A passion project that became a literary journey through Kyoto
Stephen Mansfield
When a group of friends, academics, translators and professors of literature formed a monthly circle dedicated to studying Kyoto’s sumptuous literary legacy, they likely did not expect their passion and commitment would span a 10-year period.
Astounded to find no English anthology of literature on the city, they decided in the spring of 2017 to produce their own. The result, “Kyoto: A Literary Guide,” is a slim, highly filtered presentation of work, largely verse, that begins its travel through time with the crafted words of privileged courtiers, counselors and ladies-in-waiting of the Heian Period (794-1185).
A typical sampling, taken from Izumi Shikibu’s beautiful poem, reads as such: “Reflecting on my life / the fireflies above the stream / seem to be my yearning soul / wandering free of my body.”
From the verse of ancient court ladies and imperial consuls, who devoted much of their time to pondering the descent of a petal or the trembling of a leaf, the book teleports readers through the literary history of Kyoto until we reach the modern day. “Koryu-ji’s ten-foot-tall / thousand-armed Kannon / a radiant Buddhist Army Knife of Compassion / waiting a thousand years / ready to hand over the goods,” writes Kyoto resident Ken Rogers in his startling poem from 2017.
Many of the poems place the beauty and plenitude of nature against the fragility of life. There are few instances of hubris or narcissism, the words of Fujiwara no Michinaga (966-1028) an exception. An influential power broker of the Heian Period, Fujiwara acknowledges his authority, comparing himself to the enduring elements of nature and his mastery over it: “This world, I think / is indeed my world / like the full moon shining / bright and undiminished.”
One of the names that stands out among the editors and translators who contributed to “Kyoto” is that of John Dougill, a writer and scholar who has lived in Kyoto for over 20 years. As the group’s driving force, Dougill came up with the idea for the book to commemorate their 10 years together. Of the collaborative process, he says: “One person put forward a suggested translation. We discussed, disagreed and enthused. The result was a rewriting. On occasion, someone would have strong feelings and others would demur or compromise.”
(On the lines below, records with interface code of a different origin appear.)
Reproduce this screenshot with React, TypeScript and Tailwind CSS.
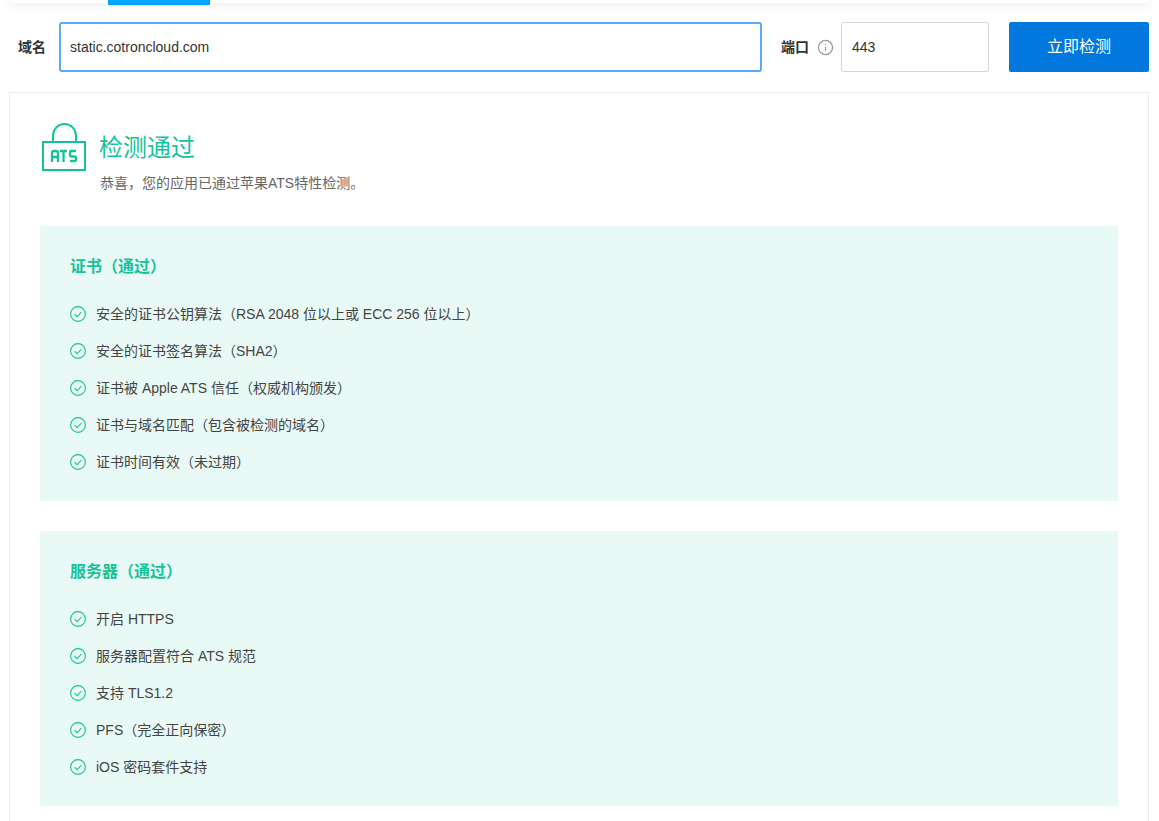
import { Info } from "lucide-react";

const font = "font-['Liberation_Sans','Noto_Sans_CJK_SC',sans-serif]";

const sections = [
  {
    title: "证书（通过）",
    items: [
      "安全的证书公钥算法（RSA 2048 位以上或 ECC 256 位以上）",
      "安全的证书签名算法（SHA2）",
      "证书被 Apple ATS 信任（权威机构颁发）",
      "证书与域名匹配（包含被检测的域名）",
      "证书时间有效（未过期）",
    ],
  },
  {
    title: "服务器（通过）",
    items: [
      "开启 HTTPS",
      "服务器配置符合 ATS 规范",
      "支持 TLS1.2",
      "PFS（完全正向保密）",
      "iOS 密码套件支持",
    ],
  },
];

function CheckIcon() {
  return (
    <svg width="16" height="16" viewBox="0 0 16 16" fill="none" stroke="#15c39a" className="shrink-0">
      <circle cx="8" cy="8" r="7.4" strokeWidth="1.1" />
      <path d="M4.6 8.1 L7.2 10.6 L11.4 6" strokeWidth="1.1" />
    </svg>
  );
}

function AtsLogo() {
  return (
    <svg width="48" height="50" viewBox="0 0 48 50" fill="none" stroke="#15c39a" strokeWidth="2" className="shrink-0">
      <path d="M13 18 V12.5 A11.5 11.5 0 0 1 36 12.5 V18" />
      <rect x="3" y="19" width="42" height="28" />
      <g strokeWidth="2.3">
        <path d="M12 39 V30 Q12 28 14 28 H16 Q18 28 18 30 V39 M12 34 H18" />
        <path d="M20 28 H27 M23.5 28 V39" />
        <path d="M36 28 H31 Q30 28 30 29.5 V32 Q30 33.5 31 33.5 H35 Q36 33.5 36 35 V37 Q36 38 35 38 H30" />
      </g>
    </svg>
  );
}

function Section({ title, items }: { title: string; items: string[] }) {
  return (
    <div className="bg-[#e9faf6] h-[275px] pt-[30px] px-[30px]">
      <h3 className="text-[16px] leading-[22px] font-bold text-[#15c39a]">{title}</h3>
      <ul className="mt-[26px] flex flex-col gap-[17px]">
        {items.map((item) => (
          <li key={item} className="flex items-center gap-[10px] h-5 text-[14px] text-[#444]">
            <CheckIcon />
            <span>{item}</span>
          </li>
        ))}
      </ul>
    </div>
  );
}

export default function App() {
  return (
    <div className={`${font} h-[821px] overflow-hidden bg-white text-[#333]`}>
      <div className="mx-[10px] h-[3px] bg-white shadow-[0_0_10px_rgba(0,0,0,0.18)] relative">
        <div className="absolute left-[98px] top-0 w-[102px] h-[5px] bg-[#00a4ff]" />
      </div>

      <div className="flex items-center h-[50px] mt-[19px] pl-[18px]">
        <label className="w-[28px] text-[14px] font-bold shrink-0">域名</label>
        <div className="ml-[13px] w-[703px] h-[50px] border-2 border-[#5ba8ff] rounded-[3px] flex items-center pl-[9px] text-[14px] text-[#333]">
          static.cotroncloud.com
        </div>
        <label className="ml-[19px] w-[28px] text-[14px] font-bold shrink-0">端口</label>
        <Info size={17} strokeWidth={1.8} className="ml-[8px] text-[#999] shrink-0" />
        <div className="ml-[7px] w-[148px] h-[50px] border border-[#d5d5d5] rounded-[3px] flex items-center pl-[10px] text-[14px]">
          443
        </div>
        <button className="ml-[20px] w-[140px] h-[50px] bg-[#0078de] rounded-[2px] text-white text-[16px]">
          立即检测
        </button>
      </div>

      <div className="ml-[9px] w-[1140px] mt-[20px] border border-[#e8edf4] px-[30px] pt-[30px] pb-[30px]">
        <div className="flex items-start gap-[12px] h-[103px]">
          <AtsLogo />
          <div className="pt-[8px]">
            <h2 className="-ml-px text-[24px] leading-[34px] text-[#15c39a]">检测通过</h2>
            <p className="mt-[8px] text-[14px] leading-5 text-[#666]">恭喜，您的应用已通过苹果ATS特性检测。</p>
          </div>
        </div>
        <div className="flex flex-col gap-[30px]">
          {sections.map((s) => (
            <Section key={s.title} title={s.title} items={s.items} />
          ))}
        </div>
      </div>
    </div>
  );
}
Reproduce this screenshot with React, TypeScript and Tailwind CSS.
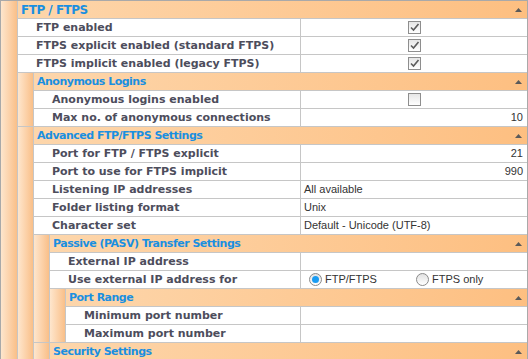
import React from "react";

const FONT = { fontFamily: '"Liberation Sans", Arial, sans-serif' };
const BOLD = { fontFamily: '"DejaVu Sans", Verdana, sans-serif' };

const Arrow = () => (
  <svg width="7" height="4" viewBox="0 0 7 4" className="mr-[5px] shrink-0">
    <polygon points="0,4 7,4 3.5,0" fill="#5a5a5a" />
  </svg>
);

const Check = ({ on }: { on: boolean }) => (
  <div className="w-[13px] h-[13px] border border-[#8e8e8e] bg-gradient-to-b from-[#e6e6e6] to-[#ffffff] flex items-center justify-center">
    {on && (
      <svg width="11" height="11" viewBox="0 0 11 11">
        <path d="M2 5.5 L4.5 8 L9.5 2" stroke="#5c5c5c" strokeWidth="1.6" fill="none" />
      </svg>
    )}
  </div>
);

const Radio = ({ on, label }: { on: boolean; label: string }) => (
  <div className="flex items-center w-[107px] shrink-0">
    <div className="w-[13px] h-[13px] rounded-full border border-[#8a8a8a] bg-gradient-to-b from-[#e2e2e2] to-[#ffffff] flex items-center justify-center">
      {on && <div className="w-[7px] h-[7px] rounded-full bg-[#1a9cf2]" />}
    </div>
    <span className="ml-[3px] text-[#333]">{label}</span>
  </div>
);

const Row = ({
  label,
  children,
  right,
  center,
}: {
  label: string;
  children?: React.ReactNode;
  right?: boolean;
  center?: boolean;
}) => (
  <div className="flex h-[18px] border-t border-[#c6c6c6] bg-white">
    <div
      className="flex-1 min-w-0 flex items-center pl-[18px] font-bold text-[11px] text-[#4d4d5c] whitespace-nowrap overflow-hidden"
      style={BOLD}
    >
      {label}
    </div>
    <div
      className={
        "w-[227px] shrink-0 border-l border-[#c6c6c6] flex items-center whitespace-nowrap text-[#333] " +
        (right ? "justify-end pr-[4px]" : center ? "justify-center" : "pl-[3px]")
      }
    >
      {children}
    </div>
  </div>
);

const Group = ({
  title,
  first,
  children,
}: {
  title: string;
  first?: boolean;
  children?: React.ReactNode;
}) => (
  <div className={"flex " + (first ? "" : "border-t border-[#c6c6c6]")}>
    <div
      className={
        (first ? "w-[17px] " : "w-[16px] ") +
        "shrink-0 border-r border-[#c6c6c6] bg-gradient-to-r from-[#fee6cd] to-[#f9bf88]"
      }
    />
    <div className="flex-1 min-w-0 flex flex-col">
      <div className="h-[17px] flex items-center justify-between bg-gradient-to-r from-[#fdd6ab] to-[#fdbf81]">
        <span
          className={
            "pl-[3px] font-bold text-[#1a8fe0] whitespace-nowrap tracking-[-0.5px] " +
            (first ? "text-[12px]" : "text-[11px]")
          }
          style={BOLD}
        >
          {title}
        </span>
        <Arrow />
      </div>
      {children}
    </div>
  </div>
);

export default function App() {
  return (
    <div
      className="w-[528px] h-[359px] overflow-hidden bg-white border-t border-l border-r border-[#a9a9a9] text-[11px] leading-none"
      style={FONT}
    >
      <Group title="FTP / FTPS" first>
        <Row label="FTP enabled" center>
          <Check on />
        </Row>
        <Row label="FTPS explicit enabled (standard FTPS)" center>
          <Check on />
        </Row>
        <Row label="FTPS implicit enabled (legacy FTPS)" center>
          <Check on />
        </Row>
        <Group title="Anonymous Logins">
          <Row label="Anonymous logins enabled" center>
            <Check on={false} />
          </Row>
          <Row label="Max no. of anonymous connections" right>
            10
          </Row>
        </Group>
        <Group title="Advanced FTP/FTPS Settings">
          <Row label="Port for FTP / FTPS explicit" right>
            21
          </Row>
          <Row label="Port to use for FTPS implicit" right>
            990
          </Row>
          <Row label="Listening IP addresses">All available</Row>
          <Row label="Folder listing format">Unix</Row>
          <Row label="Character set">Default - Unicode (UTF-8)</Row>
          <Group title="Passive (PASV) Transfer Settings">
            <Row label="External IP address" />
            <Row label="Use external IP address for">
              <div className="flex items-center pl-[5px]">
                <Radio on label="FTP/FTPS" />
                <Radio on={false} label="FTPS only" />
              </div>
            </Row>
            <Group title="Port Range">
              <Row label="Minimum port number" />
              <Row label="Maximum port number" />
            </Group>
          </Group>
          <Group title="Security Settings" />
        </Group>
      </Group>
    </div>
  );
}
Echoing Dougill’s comments, fellow contributor Paul Carty emphasizes that “everyone brought ideas to the table.” Working incessantly on revising poems, however, would seem a formula for frayed nerves.
“The only reason we did not kill each other is that, even though every member had strong opinions, we kept relations warm,” Carty says. One painful aspect of finalizing the book was that they “left so many wonderful poems on the editing room floor.” A consoling thought might be that anthologies rarely claim to be definitive.
Itsuyo Higashinaka, a Lord Byron specialist, was the only Japanese member of the group. When I asked Higashinaka about cultural geography, he recognized that Tokyo has indeed taken over as the wellspring of contemporary literature. And yet, he notes, “Kyoto dominates when it comes to classical Japanese poetry.”
Joe Cronin, another member of the group, expressed gratitude for Higashinaka’s presence: “Having one native Japanese was very valuable at times when we unthinkingly fell into unjustified assumptions.” Living in Kyoto for more than 30 years has made Higashinaka a stickler for conciseness, and according to Cronin, “one of the most concerned in the group about the accuracy of the translation.”
Michael Lambe is another long-term Kyoto resident who regards the city as his home. The “spirit of the original pieces” was maintained by repeatedly checking sources with the aim of producing translations that satisfied everyone, Lambe says. “I think this made us very careful readers indeed and helped us to notice the finest details that a solitary translator might easily overlook or simply dismiss as too difficult.”
Many of the poems have useful, but not long or burdensome footnotes. The following is a fine example of the associative depth contained in short lines, which might be passed over by the casual or uniformed reader.
For the poem by Fujiwara no Shunzei (1114-1204), which reads, “The moon shines bright / on Mitarashi Stream / shadows cover the ice / like indigo sleeves,” the footnotes tell us that indigo sleeves were once worn by sacred dancers.
Placed in the context of so much verse, the extracts from novels read like prose-poems, works of striking imagery. In a section from his 1956 novel, “The Temple of the Golden Pavilion,” Yukio Mishima describes Kinkakuji as a “melancholy and delicate structure … resembling a gorgeous corpse.” It’s a comparison unlikely to have crossed most minds.
Some of the entries are exacting documents of time. Taikyoku Unsen, who surveyed the destruction of Kyoto during the Onin War (1467-77), gives us the devastating image of an “old temple with many pines,” its grounds “now an army camp.” This returns us to the ancient, pathos-soaked sensibility of aware no mono, a term denoting the fragile, grievous beauty of impermanence, a state of reality in which the only constant is change.
My only serious criticism of this book is that, being of such exquisite quality, it is so short. In an extract from “Essays in Idleness,” 14th-century author Yoshida Kenko writes that “life is wonderful because it does not last.” I would argue that the opposite is true for writing, which is made wonderful by its perdurance.